Their mission had been to go up to the camp and see if there was any resistance; since there was none, they had no reason to stay. Persinger radioed his lieutenant to ask for orders. But in the meantime, the prisoners were shouting for them to dismount the tanks. What awaited them was difficult. “We knew we were getting into a bunch of filthy human beings, and they were full of lice and fleas and sores and everything else. Of course, we didn’t know, really, how bad, but we heard later that they were loaded with fleas carrying typhoid fever. And they were all over us. They hugged us, doing everything like that.”

A prisoner named Max Garcia who spoke English wanted to guide Persinger and his men on a tour of the camp. They went with him, even though it was emotionally very difficult.

“It was hard to put up with—very hard. Just that alone, but walking amongst the dead bodies and seeing them piled around the crematorium, and then into the crematorium. Things like that was what make you feel much worse than looking at those poor people that didn’t have no garments or [were] starving to death.”

And then they walked into one of the barracks. “Absolutely terrible. People lying on the barracks that would probably be more than half dead, because their eyes never made contact with you at all. Those folks were in very bad shape. Some alive, too, in there. If you were not sick and crying by now, you would be before you exited.”
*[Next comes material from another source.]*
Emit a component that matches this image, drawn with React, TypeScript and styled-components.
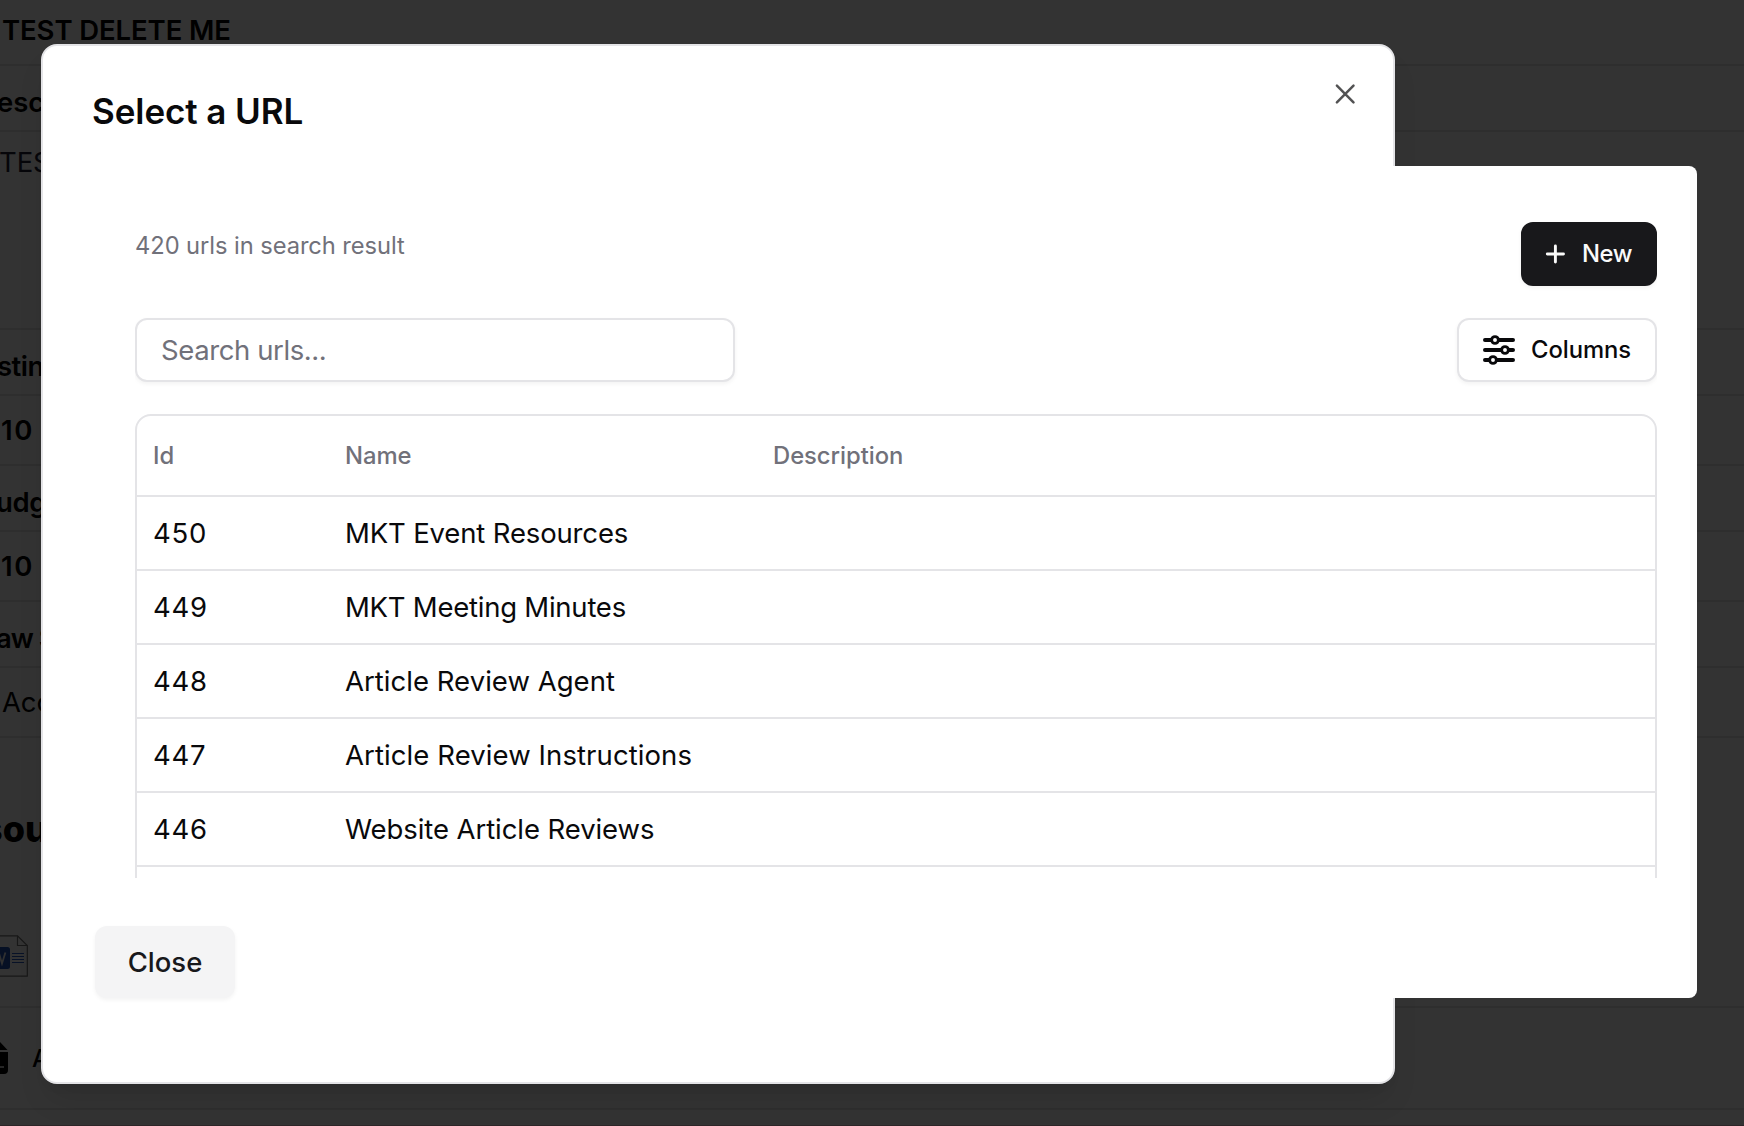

That evening, they went back down the mountain to the hotel in Ebensee that the American unit had taken over. Their message to the commanders was simple: the people had to be fed, and they were the only ones able to do it. “The following morning,” Persinger says, “we started collecting vegetables, including potatoes, cabbage, and anything that we could use to make a soup from the surrounding countryside.” They gathered food from stores in the area and bread from bakeries. In one case Sergeant Pomante used the big gun on a tank to persuade a village baker that his regular customers would have to wait; that day’s output would go to the prisoners in the concentration camp.

Robert Fasnacht with one of the mementos brought to the 80th Infantry Division reunion at Carlisle, Pennsylvania, in 2008
.

By evening, they had a large amount of soup and bread to be served but knew the prisoners would be uncontrollable. They planned carefully and used the machine guns on two tanks to fire live ammo over the starving inmates’ heads when they began to overrun the food lines. Persinger says many gulped the soup so fast that they ended up screaming in agony; some became very ill, and some died on the spot.